Directions: Make an exact copy of the records, with the images left out.

# Start of Supplied material

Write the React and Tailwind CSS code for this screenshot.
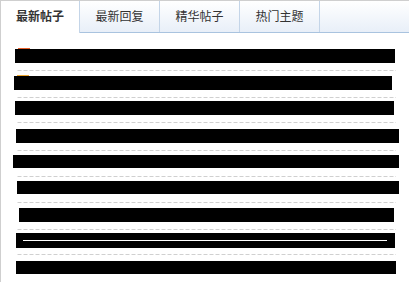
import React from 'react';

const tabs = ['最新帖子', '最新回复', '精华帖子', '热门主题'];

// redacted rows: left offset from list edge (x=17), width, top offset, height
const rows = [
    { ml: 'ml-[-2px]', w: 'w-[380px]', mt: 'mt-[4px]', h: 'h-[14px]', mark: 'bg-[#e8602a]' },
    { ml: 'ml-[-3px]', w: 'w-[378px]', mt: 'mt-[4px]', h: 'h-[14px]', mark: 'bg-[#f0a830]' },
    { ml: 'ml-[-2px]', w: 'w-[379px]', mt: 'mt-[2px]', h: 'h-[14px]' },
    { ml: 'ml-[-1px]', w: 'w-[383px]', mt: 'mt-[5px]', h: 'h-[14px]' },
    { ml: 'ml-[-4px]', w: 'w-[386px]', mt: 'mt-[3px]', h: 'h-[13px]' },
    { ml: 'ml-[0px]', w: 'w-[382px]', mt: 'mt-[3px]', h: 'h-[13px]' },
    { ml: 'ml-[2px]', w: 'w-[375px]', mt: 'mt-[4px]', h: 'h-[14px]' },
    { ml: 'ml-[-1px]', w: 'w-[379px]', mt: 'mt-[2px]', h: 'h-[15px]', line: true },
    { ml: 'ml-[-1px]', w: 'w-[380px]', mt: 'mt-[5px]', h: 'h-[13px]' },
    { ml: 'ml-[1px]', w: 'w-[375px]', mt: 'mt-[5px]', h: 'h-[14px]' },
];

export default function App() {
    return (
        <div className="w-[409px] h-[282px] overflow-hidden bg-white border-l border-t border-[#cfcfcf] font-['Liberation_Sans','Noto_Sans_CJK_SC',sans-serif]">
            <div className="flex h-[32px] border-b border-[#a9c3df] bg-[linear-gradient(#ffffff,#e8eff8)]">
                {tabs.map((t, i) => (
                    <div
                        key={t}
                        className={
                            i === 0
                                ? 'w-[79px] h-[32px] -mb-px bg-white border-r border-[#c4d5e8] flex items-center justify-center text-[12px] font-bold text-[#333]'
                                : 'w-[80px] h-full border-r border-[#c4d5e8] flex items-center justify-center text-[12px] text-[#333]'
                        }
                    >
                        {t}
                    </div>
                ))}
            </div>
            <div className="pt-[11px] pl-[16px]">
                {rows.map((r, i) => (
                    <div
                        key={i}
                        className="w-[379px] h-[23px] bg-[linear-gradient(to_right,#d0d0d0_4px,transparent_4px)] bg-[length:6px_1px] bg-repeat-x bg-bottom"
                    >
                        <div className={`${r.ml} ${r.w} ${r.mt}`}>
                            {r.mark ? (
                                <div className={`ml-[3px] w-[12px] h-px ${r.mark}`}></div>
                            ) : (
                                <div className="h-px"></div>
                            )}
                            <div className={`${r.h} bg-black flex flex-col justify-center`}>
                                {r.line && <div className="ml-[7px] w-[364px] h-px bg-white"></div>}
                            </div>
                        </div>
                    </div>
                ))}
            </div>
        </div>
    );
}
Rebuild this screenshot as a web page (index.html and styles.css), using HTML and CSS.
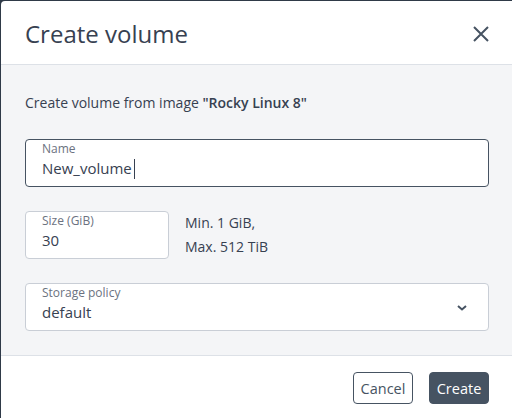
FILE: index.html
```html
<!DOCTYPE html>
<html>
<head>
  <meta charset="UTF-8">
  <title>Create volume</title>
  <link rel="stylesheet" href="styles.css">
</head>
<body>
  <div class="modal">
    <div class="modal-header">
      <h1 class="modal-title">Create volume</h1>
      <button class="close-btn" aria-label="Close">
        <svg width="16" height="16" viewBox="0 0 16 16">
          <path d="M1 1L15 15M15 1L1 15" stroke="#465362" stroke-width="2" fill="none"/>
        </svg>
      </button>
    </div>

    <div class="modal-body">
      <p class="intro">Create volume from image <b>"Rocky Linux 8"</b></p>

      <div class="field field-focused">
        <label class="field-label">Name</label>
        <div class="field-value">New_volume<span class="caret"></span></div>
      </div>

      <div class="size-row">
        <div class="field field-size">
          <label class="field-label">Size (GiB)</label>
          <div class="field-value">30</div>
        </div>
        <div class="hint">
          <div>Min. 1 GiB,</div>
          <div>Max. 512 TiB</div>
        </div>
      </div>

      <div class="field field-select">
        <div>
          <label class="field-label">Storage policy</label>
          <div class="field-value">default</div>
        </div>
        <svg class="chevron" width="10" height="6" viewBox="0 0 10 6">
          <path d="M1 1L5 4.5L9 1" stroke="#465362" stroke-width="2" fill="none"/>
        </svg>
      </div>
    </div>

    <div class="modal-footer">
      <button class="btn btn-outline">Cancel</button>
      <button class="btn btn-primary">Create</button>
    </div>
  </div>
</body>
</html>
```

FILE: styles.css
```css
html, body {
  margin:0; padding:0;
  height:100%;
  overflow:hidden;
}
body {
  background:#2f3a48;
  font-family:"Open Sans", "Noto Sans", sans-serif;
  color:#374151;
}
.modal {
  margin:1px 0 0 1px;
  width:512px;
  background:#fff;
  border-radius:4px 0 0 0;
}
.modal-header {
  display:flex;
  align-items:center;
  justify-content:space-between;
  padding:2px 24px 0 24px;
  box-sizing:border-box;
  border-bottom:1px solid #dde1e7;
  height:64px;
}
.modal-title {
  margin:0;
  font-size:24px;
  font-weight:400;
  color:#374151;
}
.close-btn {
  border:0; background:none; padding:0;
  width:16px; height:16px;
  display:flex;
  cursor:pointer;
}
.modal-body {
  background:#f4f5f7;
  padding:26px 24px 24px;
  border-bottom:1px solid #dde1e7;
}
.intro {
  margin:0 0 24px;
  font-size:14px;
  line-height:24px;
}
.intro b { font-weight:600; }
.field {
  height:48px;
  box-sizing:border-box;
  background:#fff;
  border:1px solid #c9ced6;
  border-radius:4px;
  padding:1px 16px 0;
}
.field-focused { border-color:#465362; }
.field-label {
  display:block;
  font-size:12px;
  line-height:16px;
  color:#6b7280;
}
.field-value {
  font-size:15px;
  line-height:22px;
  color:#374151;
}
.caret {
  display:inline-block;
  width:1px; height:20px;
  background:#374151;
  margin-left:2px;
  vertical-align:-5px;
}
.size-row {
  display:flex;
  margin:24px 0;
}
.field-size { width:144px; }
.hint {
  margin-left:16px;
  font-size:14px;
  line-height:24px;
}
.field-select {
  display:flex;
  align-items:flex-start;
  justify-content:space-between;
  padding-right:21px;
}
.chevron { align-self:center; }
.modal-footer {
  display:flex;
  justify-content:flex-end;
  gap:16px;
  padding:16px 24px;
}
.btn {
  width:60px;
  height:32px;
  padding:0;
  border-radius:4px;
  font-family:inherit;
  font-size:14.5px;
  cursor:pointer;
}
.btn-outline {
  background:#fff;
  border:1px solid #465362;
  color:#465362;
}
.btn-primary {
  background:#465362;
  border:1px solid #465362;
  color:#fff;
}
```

# End of Supplied material

Task answer:
Write the React and Tailwind CSS code for this screenshot.
import React from 'react';

const tabs = ['最新帖子', '最新回复', '精华帖子', '热门主题'];

// redacted rows: left offset from list edge (x=17), width, top offset, height
const rows = [
    { ml: 'ml-[-2px]', w: 'w-[380px]', mt: 'mt-[4px]', h: 'h-[14px]', mark: 'bg-[#e8602a]' },
    { ml: 'ml-[-3px]', w: 'w-[378px]', mt: 'mt-[4px]', h: 'h-[14px]', mark: 'bg-[#f0a830]' },
    { ml: 'ml-[-2px]', w: 'w-[379px]', mt: 'mt-[2px]', h: 'h-[14px]' },
    { ml: 'ml-[-1px]', w: 'w-[383px]', mt: 'mt-[5px]', h: 'h-[14px]' },
    { ml: 'ml-[-4px]', w: 'w-[386px]', mt: 'mt-[3px]', h: 'h-[13px]' },
    { ml: 'ml-[0px]', w: 'w-[382px]', mt: 'mt-[3px]', h: 'h-[13px]' },
    { ml: 'ml-[2px]', w: 'w-[375px]', mt: 'mt-[4px]', h: 'h-[14px]' },
    { ml: 'ml-[-1px]', w: 'w-[379px]', mt: 'mt-[2px]', h: 'h-[15px]', line: true },
    { ml: 'ml-[-1px]', w: 'w-[380px]', mt: 'mt-[5px]', h: 'h-[13px]' },
    { ml: 'ml-[1px]', w: 'w-[375px]', mt: 'mt-[5px]', h: 'h-[14px]' },
];

export default function App() {
    return (
        <div className="w-[409px] h-[282px] overflow-hidden bg-white border-l border-t border-[#cfcfcf] font-['Liberation_Sans','Noto_Sans_CJK_SC',sans-serif]">
            <div className="flex h-[32px] border-b border-[#a9c3df] bg-[linear-gradient(#ffffff,#e8eff8)]">
                {tabs.map((t, i) => (
                    <div
                        key={t}
                        className={
                            i === 0
                                ? 'w-[79px] h-[32px] -mb-px bg-white border-r border-[#c4d5e8] flex items-center justify-center text-[12px] font-bold text-[#333]'
                                : 'w-[80px] h-full border-r border-[#c4d5e8] flex items-center justify-center text-[12px] text-[#333]'
                        }
                    >
                        {t}
                    </div>
                ))}
            </div>
            <div className="pt-[11px] pl-[16px]">
                {rows.map((r, i) => (
                    <div
                        key={i}
                        className="w-[379px] h-[23px] bg-[linear-gradient(to_right,#d0d0d0_4px,transparent_4px)] bg-[length:6px_1px] bg-repeat-x bg-bottom"
                    >
                        <div className={`${r.ml} ${r.w} ${r.mt}`}>
                            {r.mark ? (
                                <div className={`ml-[3px] w-[12px] h-px ${r.mark}`}></div>
                            ) : (
                                <div className="h-px"></div>
                            )}
                            <div className={`${r.h} bg-black flex flex-col justify-center`}>
                                {r.line && <div className="ml-[7px] w-[364px] h-px bg-white"></div>}
                            </div>
                        </div>
                    </div>
                ))}
            </div>
        </div>
    );
}
Rebuild this screenshot as a web page (index.html and styles.css), using HTML and CSS.
FILE: index.html
```html
<!DOCTYPE html>
<html>
<head>
  <meta charset="UTF-8">
  <title>Create volume</title>
  <link rel="stylesheet" href="styles.css">
</head>
<body>
  <div class="modal">
    <div class="modal-header">
      <h1 class="modal-title">Create volume</h1>
      <button class="close-btn" aria-label="Close">
        <svg width="16" height="16" viewBox="0 0 16 16">
          <path d="M1 1L15 15M15 1L1 15" stroke="#465362" stroke-width="2" fill="none"/>
        </svg>
      </button>
    </div>

    <div class="modal-body">
      <p class="intro">Create volume from image <b>"Rocky Linux 8"</b></p>

      <div class="field field-focused">
        <label class="field-label">Name</label>
        <div class="field-value">New_volume<span class="caret"></span></div>
      </div>

      <div class="size-row">
        <div class="field field-size">
          <label class="field-label">Size (GiB)</label>
          <div class="field-value">30</div>
        </div>
        <div class="hint">
          <div>Min. 1 GiB,</div>
          <div>Max. 512 TiB</div>
        </div>
      </div>

      <div class="field field-select">
        <div>
          <label class="field-label">Storage policy</label>
          <div class="field-value">default</div>
        </div>
        <svg class="chevron" width="10" height="6" viewBox="0 0 10 6">
          <path d="M1 1L5 4.5L9 1" stroke="#465362" stroke-width="2" fill="none"/>
        </svg>
      </div>
    </div>

    <div class="modal-footer">
      <button class="btn btn-outline">Cancel</button>
      <button class="btn btn-primary">Create</button>
    </div>
  </div>
</body>
</html>
```

FILE: styles.css
```css
html, body {
  margin:0; padding:0;
  height:100%;
  overflow:hidden;
}
body {
  background:#2f3a48;
  font-family:"Open Sans", "Noto Sans", sans-serif;
  color:#374151;
}
.modal {
  margin:1px 0 0 1px;
  width:512px;
  background:#fff;
  border-radius:4px 0 0 0;
}
.modal-header {
  display:flex;
  align-items:center;
  justify-content:space-between;
  padding:2px 24px 0 24px;
  box-sizing:border-box;
  border-bottom:1px solid #dde1e7;
  height:64px;
}
.modal-title {
  margin:0;
  font-size:24px;
  font-weight:400;
  color:#374151;
}
.close-btn {
  border:0; background:none; padding:0;
  width:16px; height:16px;
  display:flex;
  cursor:pointer;
}
.modal-body {
  background:#f4f5f7;
  padding:26px 24px 24px;
  border-bottom:1px solid #dde1e7;
}
.intro {
  margin:0 0 24px;
  font-size:14px;
  line-height:24px;
}
.intro b { font-weight:600; }
.field {
  height:48px;
  box-sizing:border-box;
  background:#fff;
  border:1px solid #c9ced6;
  border-radius:4px;
  padding:1px 16px 0;
}
.field-focused { border-color:#465362; }
.field-label {
  display:block;
  font-size:12px;
  line-height:16px;
  color:#6b7280;
}
.field-value {
  font-size:15px;
  line-height:22px;
  color:#374151;
}
.caret {
  display:inline-block;
  width:1px; height:20px;
  background:#374151;
  margin-left:2px;
  vertical-align:-5px;
}
.size-row {
  display:flex;
  margin:24px 0;
}
.field-size { width:144px; }
.hint {
  margin-left:16px;
  font-size:14px;
  line-height:24px;
}
.field-select {
  display:flex;
  align-items:flex-start;
  justify-content:space-between;
  padding-right:21px;
}
.chevron { align-self:center; }
.modal-footer {
  display:flex;
  justify-content:flex-end;
  gap:16px;
  padding:16px 24px;
}
.btn {
  width:60px;
  height:32px;
  padding:0;
  border-radius:4px;
  font-family:inherit;
  font-size:14.5px;
  cursor:pointer;
}
.btn-outline {
  background:#fff;
  border:1px solid #465362;
  color:#465362;
}
.btn-primary {
  background:#465362;
  border:1px solid #465362;
  color:#fff;
}
```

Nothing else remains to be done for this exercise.